The Treasury Department just took a big step to shut down overseas scam centers that have been fleecing Americans. On June 23, the Office of Foreign Assets Control slapped sanctions on nine people and 26 companies tied to the so‑called Prince Group Transnational Criminal Organization. This is not theater. It is a financial squeeze aimed at the money that keeps these scam compounds running.

What the Treasury announced

Secretary of the Treasury Scott Bessent said the move targets leadership, investors and front companies that prop up scam operations in Southeast Asia. The sanctions are tied to President Donald Trump’s executive order on combating cybercrime and fraud, and they build on an earlier 2025 designation that labeled Prince Group a transnational criminal group. The action also pairs with a FinCEN step to cut off laundering routes and with DOJ moves that seized scam websites and restrained large sums of cryptocurrency.

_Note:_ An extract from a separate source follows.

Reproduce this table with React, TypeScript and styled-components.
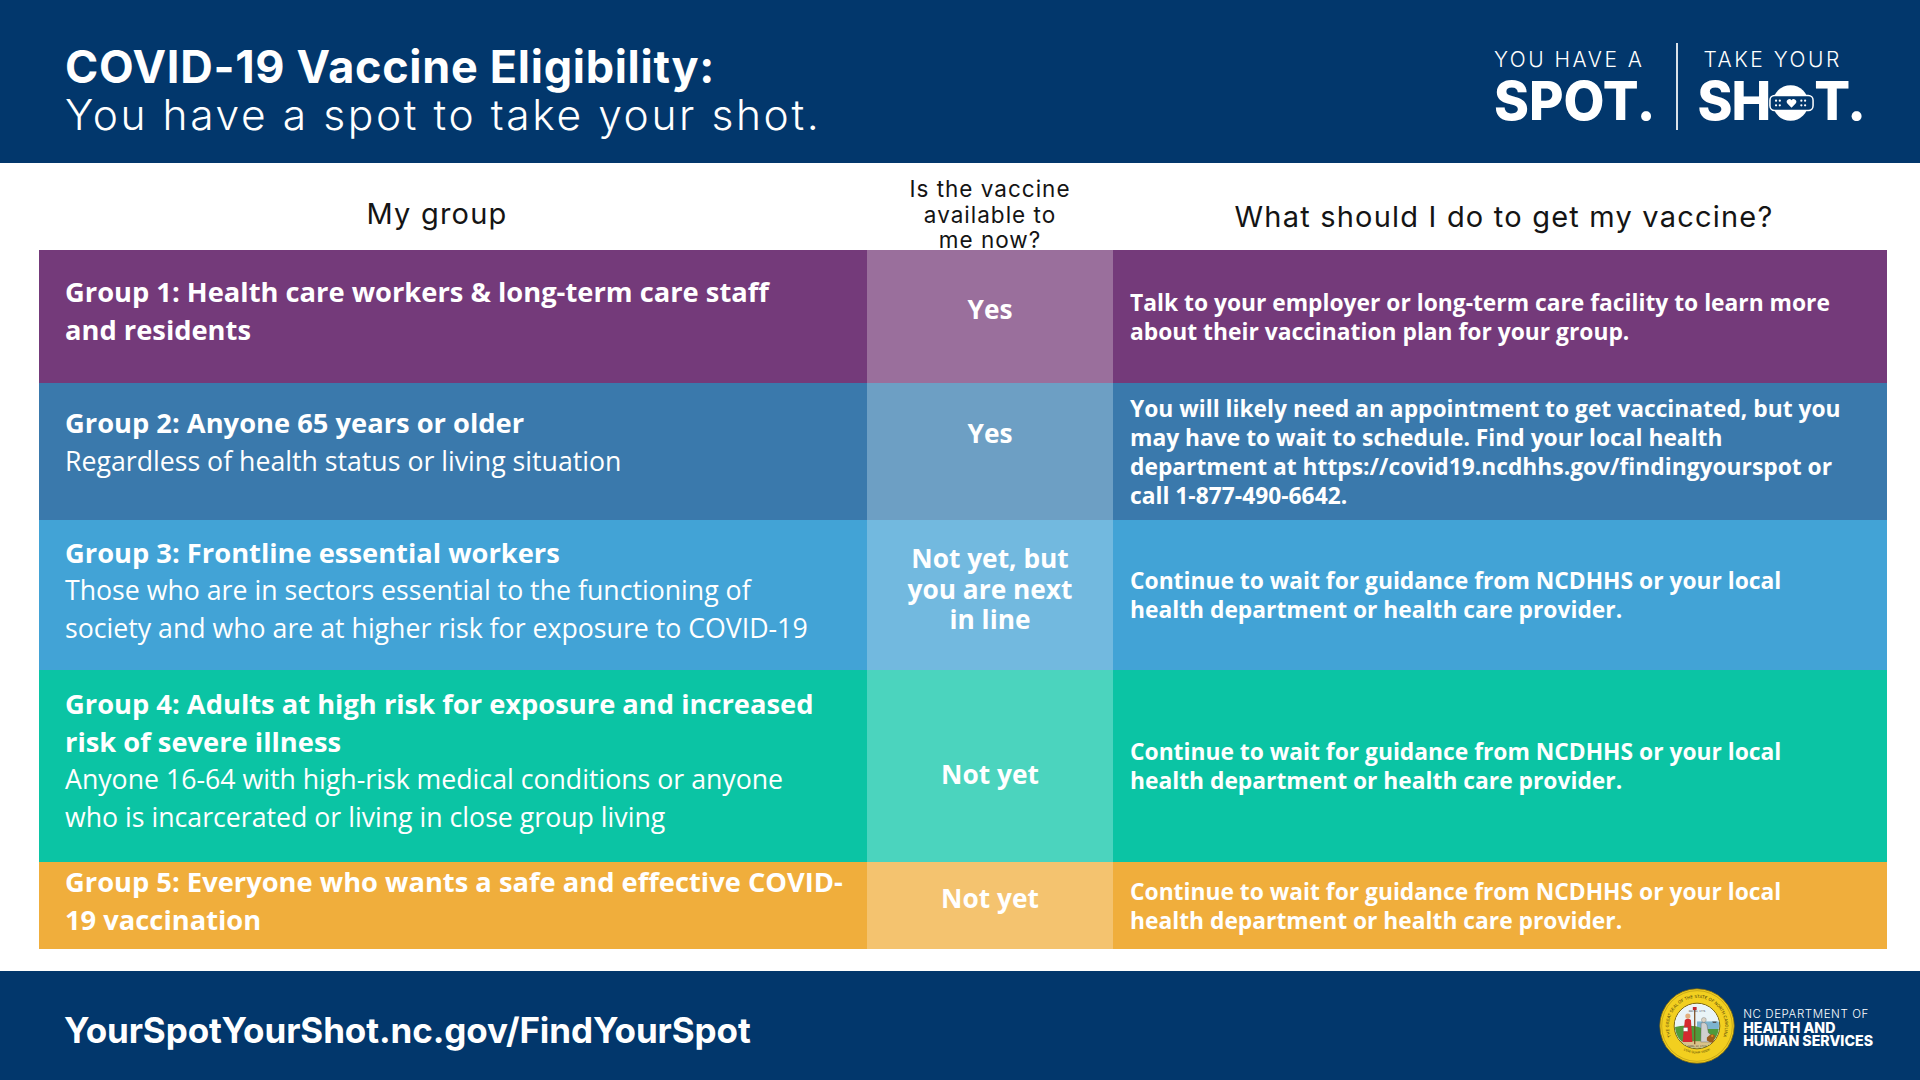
import React from "react";
import styled, { createGlobalStyle } from "styled-components";

const NAVY = "#02376c";

const GlobalStyle = createGlobalStyle`
  html, body { margin: 0; padding: 0; background: #ffffff; }
  body { width: 1920px; height: 1080px; overflow: hidden; }
  * { box-sizing: border-box; }
`;

const Page = styled.div`
  width: 1920px;
  height: 1080px;
  display: flex;
  flex-direction: column;
  background: #ffffff;
`;

const TopBar = styled.header`
  height: 163px;
  flex: none;
  background: ${NAVY};
  display: flex;
  justify-content: space-between;
  align-items: flex-start;
  padding: 0 55px 0 65px;
  color: #ffffff;
  font-family: Inter, "Noto Sans", sans-serif;
`;

const TitleBlock = styled.div`
  padding-top: 43px;
  display: flex;
  flex-direction: column;
`;

const TitleMain = styled.div`
  font-size: 45px;
  font-weight: 700;
  line-height: 47px;
  letter-spacing: 0.7px;
`;

const TitleSub = styled.div`
  font-size: 42.5px;
  font-weight: 300;
  line-height: 49px;
  letter-spacing: 2.6px;
`;

const Brand = styled.div`
  margin-top: 43px;
  height: 87px;
  display: flex;
  align-items: stretch;
`;

const BrandCol = styled.div`
  padding-top: 6px;
  display: flex;
  flex-direction: column;
  gap: 5px;
`;

const BrandDivider = styled.div`
  width: 2px;
  background: rgba(255, 255, 255, 0.85);
  margin: 0 20px 0 20px;
`;

const BrandSmall = styled.div<{ $indent?: number }>`
  font-size: 21px;
  font-weight: 300;
  line-height: 21px;
  letter-spacing: 2.5px;
  white-space: nowrap;
  padding-left: ${(p) => p.$indent ?? 0}px;
`;

const BrandBig = styled.div<{ $ls: number }>`
  font-size: 53px;
  font-weight: 800;
  line-height: 52px;
  letter-spacing: ${(p) => p.$ls}px;
  white-space: nowrap;
  display: flex;
  align-items: flex-end;
`;

const BandageSvg = styled.svg`
  width: 45px;
  height: 40px;
  margin: 0 0 4px -1px;
  flex: none;
`;

const Bandage = () => (
  <BandageSvg viewBox="0 0 48 40" aria-hidden="true">
    <circle cx="23" cy="20" r="19" fill="#ffffff" />
    <rect x="1" y="12" width="46" height="16" rx="5" fill={NAVY} stroke="#ffffff" strokeWidth="1.6" />
    {[7.5, 11.5, 34.5, 38.5].map((x) =>
      [17.5, 22.5].map((y) => <circle key={`${x}-${y}`} cx={x} cy={y} r="1.2" fill="#ffffff" />)
    )}
    <path d="M24 25 L19.6 20.6 A2.5 2.5 0 0 1 24 17 A2.5 2.5 0 0 1 28.4 20.6 Z" fill="#ffffff" />
  </BandageSvg>
);

const TableWrap = styled.main`
  flex: none;
  padding: 0 33px 0 39px;
  display: flex;
  flex-direction: column;
`;

const Grid = styled.div<{ $h: number }>`
  display: grid;
  grid-template-columns: 828px 246px 1fr;
  height: ${(p) => p.$h}px;
`;

const HeadCell = styled.div<{ $pt: number; $pl?: number; $pr?: number }>`
  display: flex;
  align-items: center;
  justify-content: center;
  padding-top: ${(p) => p.$pt}px;
  padding-left: ${(p) => p.$pl ?? 0}px;
  padding-right: ${(p) => p.$pr ?? 0}px;
  font-family: Inter, "Noto Sans", sans-serif;
  font-size: 29px;
  font-weight: 400;
  color: #141414;
  letter-spacing: 1.2px;
  white-space: nowrap;
`;

const HeadSmall = styled.div`
  padding-top: 13px;
  text-align: center;
  font-family: Inter, "Noto Sans", sans-serif;
  font-size: 22.5px;
  line-height: 25.5px;
  font-weight: 400;
  color: #141414;
  letter-spacing: 1px;
  white-space: nowrap;
`;

const shiftPad = (off: number) =>
  off >= 0 ? `padding-top: ${off * 2}px; padding-bottom: 0;` : `padding-top: 0; padding-bottom: ${-off * 2}px;`;

const GroupCell = styled.div<{ $bg: string; $off: number }>`
  background: ${(p) => p.$bg};
  display: flex;
  flex-direction: column;
  justify-content: center;
  padding-left: 26px;
  padding-right: 6px;
  ${(p) => shiftPad(p.$off)}
  color: #ffffff;
  font-family: "Open Sans", "Noto Sans", sans-serif;
  line-height: 37.5px;
  white-space: nowrap;
`;

const GroupTitle = styled.div`
  font-size: 27.3px;
  font-weight: 700;
`;

const GroupDesc = styled.div`
  font-size: 26.7px;
  font-weight: 400;
`;

const AnswerCell = styled.div<{ $bg: string; $off: number }>`
  background: ${(p) => p.$bg};
  display: flex;
  align-items: center;
  justify-content: center;
  text-align: center;
  ${(p) => shiftPad(p.$off)}
  color: #ffffff;
  font-family: "Open Sans", "Noto Sans", sans-serif;
  font-size: 26.3px;
  line-height: 30.6px;
  font-weight: 700;
  white-space: nowrap;
`;

const ActionCell = styled.div<{ $bg: string }>`
  background: ${(p) => p.$bg};
  display: flex;
  flex-direction: column;
  justify-content: center;
  padding-left: 17px;
  color: #ffffff;
  font-family: "Open Sans", "Noto Sans", sans-serif;
  font-size: 22.8px;
  line-height: 29px;
  font-weight: 700;
  white-space: nowrap;
`;

const Spacer = styled.div`
  height: 22px;
  flex: none;
`;

const Footer = styled.footer`
  height: 109px;
  flex: none;
  background: ${NAVY};
  display: flex;
  align-items: center;
  justify-content: space-between;
  padding: 0 47px 0 64px;
  color: #ffffff;
`;

const FooterLink = styled.div`
  padding-top: 8px;
  font-family: Inter, "Noto Sans", sans-serif;
  font-size: 35px;
  font-weight: 700;
  letter-spacing: -0.1px;
`;

const Dept = styled.div`
  display: flex;
  align-items: center;
  gap: 8px;
`;

const SealSvg = styled.svg`
  width: 76px;
  height: 76px;
  flex: none;
`;

const DeptText = styled.div`
  display: flex;
  flex-direction: column;
  font-family: Inter, "Noto Sans", sans-serif;
  padding-top: 2px;
`;

const DeptSmall = styled.div`
  font-size: 11.5px;
  font-weight: 300;
  line-height: 14px;
  letter-spacing: 0.6px;
`;

const DeptBig = styled.div`
  font-size: 14.2px;
  font-weight: 800;
  line-height: 13px;
  letter-spacing: 0px;
`;

const Seal = () => (
  <SealSvg viewBox="0 0 100 100" aria-hidden="true">
    <defs>
      <path id="sealRing" d="M 21.7 73.8 A 37 37 0 1 1 78.3 73.8" />
      <path id="sealBottom" d="M 30 80 A 36 36 0 0 0 70 80" />
      <clipPath id="sealInner">
        <circle cx="50" cy="50" r="29" />
      </clipPath>
    </defs>
    <circle cx="50" cy="50" r="49" fill="#f2cf1f" stroke="#7a6412" strokeWidth="1" />
    <circle cx="50" cy="50" r="46.5" fill="none" stroke="#9a7d12" strokeWidth="0.6" />
    <text fontFamily="'DejaVu Sans', sans-serif" fontSize="5.4" fill="#4a3c08">
      <textPath href="#sealRing" startOffset="50%" textAnchor="middle">
        THE GREAT SEAL OF THE STATE OF NORTH CAROLINA
      </textPath>
    </text>
    <text fontFamily="'DejaVu Sans', sans-serif" fontSize="3.8" fill="#4a3c08">
      <textPath href="#sealBottom" startOffset="50%" textAnchor="middle">
        ESSE QUAM VIDERI
      </textPath>
    </text>
    <circle cx="50" cy="50" r="30" fill="#ffffff" stroke="#6b5a10" strokeWidth="1.2" />
    <g clipPath="url(#sealInner)">
      <rect x="18" y="18" width="64" height="34" fill="#e9f4f8" />
      <rect x="50" y="44" width="32" height="10" fill="#7db4cf" />
      <path d="M18 52 Q 40 46 60 54 L 82 54 L 82 82 L 18 82 Z" fill="#4f9a3c" />
      <path d="M70 44 l6 0 l-1 2 l-4 0 z" fill="#555" />
      <rect x="25" y="70" width="50" height="12" fill="#d9c28a" />
    </g>
    <line x1="47" y1="28" x2="47" y2="74" stroke="#7a4a1a" strokeWidth="1.6" />
    <path d="M44.5 25 h5 v4 h-5 z" fill="#c0282e" />
    <circle cx="38" cy="37" r="3.4" fill="#e2b07f" />
    <path d="M34 42 Q38 39 42 42 L44 71 L31 71 Z" fill="#d42a2f" />
    <rect x="32" y="52" width="6" height="5" fill="#ffffff" stroke="#555" strokeWidth="0.4" />
    <circle cx="59" cy="42" r="3.2" fill="#d9d2c4" stroke="#555" strokeWidth="0.4" />
    <path d="M55.5 46 Q60 44 63 48 L65 59 L70 63 L68 71 L55 71 Z" fill="#cfcfcf" stroke="#555" strokeWidth="0.5" />
    <path d="M63 65 Q70 58 74 63 L71 72 Q67 72 63 69 Z" fill="#9b5b1c" />
    <circle cx="70" cy="63" r="1.5" fill="#e38a1e" />
    <text x="50" y="32" textAnchor="middle" fontFamily="'DejaVu Sans', sans-serif" fontSize="3.2" fill="#333">
      MAY 20, 1775
    </text>
    <text x="50" y="77" textAnchor="middle" fontFamily="'DejaVu Sans', sans-serif" fontSize="3.2" fill="#333">
      APRIL 12, 1776
    </text>
  </SealSvg>
);

type RowData = {
  h: number;
  bg: string;
  mid: string;
  title: string[];
  desc: string[];
  answer: string[];
  action: string[];
  gOff: number;
  aOff: number;
};

const WAIT = ["Continue to wait for guidance from NCDHHS or your local", "health department or health care provider."];

const rows: RowData[] = [
  {
    h: 133,
    bg: "#743a7a",
    mid: "#9a6f9c",
    title: ["Group 1: Health care workers & long-term care staff", "and residents"],
    desc: [],
    answer: ["Yes"],
    action: ["Talk to your employer or long-term care facility to learn more", "about their vaccination plan for your group."],
    gOff: -6,
    aOff: -7,
  },
  {
    h: 137,
    bg: "#3a79ac",
    mid: "#6d9fc4",
    title: ["Group 2: Anyone 65 years or older"],
    desc: ["Regardless of health status or living situation"],
    answer: ["Yes"],
    action: [
      "You will likely need an appointment to get vaccinated, but you",
      "may have to wait to schedule. Find your local health",
      "department at https://covid19.ncdhhs.gov/findingyourspot or",
      "call 1-877-490-6642.",
    ],
    gOff: -10,
    aOff: -18,
  },
  {
    h: 150,
    bg: "#42a3d6",
    mid: "#72b9df",
    title: ["Group 3: Frontline essential workers"],
    desc: ["Those who are in sectors essential to the functioning of", "society and who are at higher risk for exposure to COVID-19"],
    answer: ["Not yet, but", "you are next", "in line"],
    action: WAIT,
    gOff: -5,
    aOff: -6,
  },
  {
    h: 192,
    bg: "#0bc4a4",
    mid: "#4bd4be",
    title: ["Group 4: Adults at high risk for exposure and increased", "risk of severe illness"],
    desc: ["Anyone 16-64 with high-risk medical conditions or anyone", "who is incarcerated or living in close group living"],
    answer: ["Not yet"],
    action: WAIT,
    gOff: -6,
    aOff: 8,
  },
  {
    h: 87,
    bg: "#f0ae3c",
    mid: "#f4c36f",
    title: ["Group 5: Everyone who wants a safe and effective COVID-", "19 vaccination"],
    desc: [],
    answer: ["Not yet"],
    action: WAIT,
    gOff: -5,
    aOff: -7,
  },
];

const Lines = ({ lines }: { lines: string[] }) => (
  <>
    {lines.map((l, i) => (
      <React.Fragment key={i}>
        {i > 0 && <br />}
        {l}
      </React.Fragment>
    ))}
  </>
);

export default function App() {
  return (
    <Page>
      <GlobalStyle />
      <TopBar>
        <TitleBlock>
          <TitleMain>COVID-19 Vaccine Eligibility:</TitleMain>
          <TitleSub>You have a spot to take your shot.</TitleSub>
        </TitleBlock>
        <Brand>
          <BrandCol>
            <BrandSmall>YOU HAVE A</BrandSmall>
            <BrandBig $ls={0}>SPOT.</BrandBig>
          </BrandCol>
          <BrandDivider />
          <BrandCol>
            <BrandSmall $indent={6}>TAKE YOUR</BrandSmall>
            <BrandBig $ls={-1}>
              SH
              <Bandage />
              T.
            </BrandBig>
          </BrandCol>
        </Brand>
      </TopBar>
      <TableWrap>
        <Grid $h={87}>
          <HeadCell $pt={12} $pr={32}>My group</HeadCell>
          <HeadSmall>
            Is the vaccine
            <br />
            available to
            <br />
            me now?
          </HeadSmall>
          <HeadCell $pt={18} $pl={8}>What should I do to get my vaccine?</HeadCell>
        </Grid>
        {rows.map((r, i) => (
          <Grid $h={r.h} key={i}>
            <GroupCell $bg={r.bg} $off={r.gOff}>
              <GroupTitle>
                <Lines lines={r.title} />
              </GroupTitle>
              {r.desc.length > 0 && (
                <GroupDesc>
                  <Lines lines={r.desc} />
                </GroupDesc>
              )}
            </GroupCell>
            <AnswerCell $bg={r.mid} $off={r.aOff}>
              <div>
                <Lines lines={r.answer} />
              </div>
            </AnswerCell>
            <ActionCell $bg={r.bg}>
              <div>
                <Lines lines={r.action} />
              </div>
            </ActionCell>
          </Grid>
        ))}
      </TableWrap>
      <Spacer />
      <Footer>
        <FooterLink>YourSpotYourShot.nc.gov/FindYourSpot</FooterLink>
        <Dept>
          <Seal />
          <DeptText>
            <DeptSmall>NC DEPARTMENT OF</DeptSmall>
            <DeptBig>HEALTH AND</DeptBig>
            <DeptBig>HUMAN SERVICES</DeptBig>
          </DeptText>
        </Dept>
      </Footer>
    </Page>
  );
}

Why this matters to Americans

These scam centers run “pig‑butchering” crypto and fake investment schemes that cost Americans billions. Victims are recruited online, conned into wiring or sending crypto, and in some cases recruits are trafficked into forced labor at those compounds. Blocking bank access and freezing assets hits the part of the operation that actually pays for luxury toys, private jets and those comfy scam villas. If you want to stop crime, you hit the money.

Enforcement, not just announcements

This is a smart, multi‑front approach: OFAC sanctions to choke finance, FinCEN rule changes to cut off laundering pipes (the Treasury flagged firms like H‑Pay Service PLC), and DOJ seizures that took down domains and restrained roughly $700 million in crypto tied to the networks. That coordination matters. But sanctions and press releases are only part of the job. The federal government still needs partners overseas, prompt rulemaking, and real follow‑through to seize assets and get restitution to victims.

Bottom line

Credit where it’s due: the administration is using the tools available to protect Americans who were being preyed on by organized fraud rings. That should make no one complacent, though. Regulators must finish the rulemaking, prosecutors must press charges, and international partners must act. The scammers thought they could hide behind shell companies and luxury cigars. Turns out money leaves a trail — and for once, the U.S. is trying to follow it all the way home.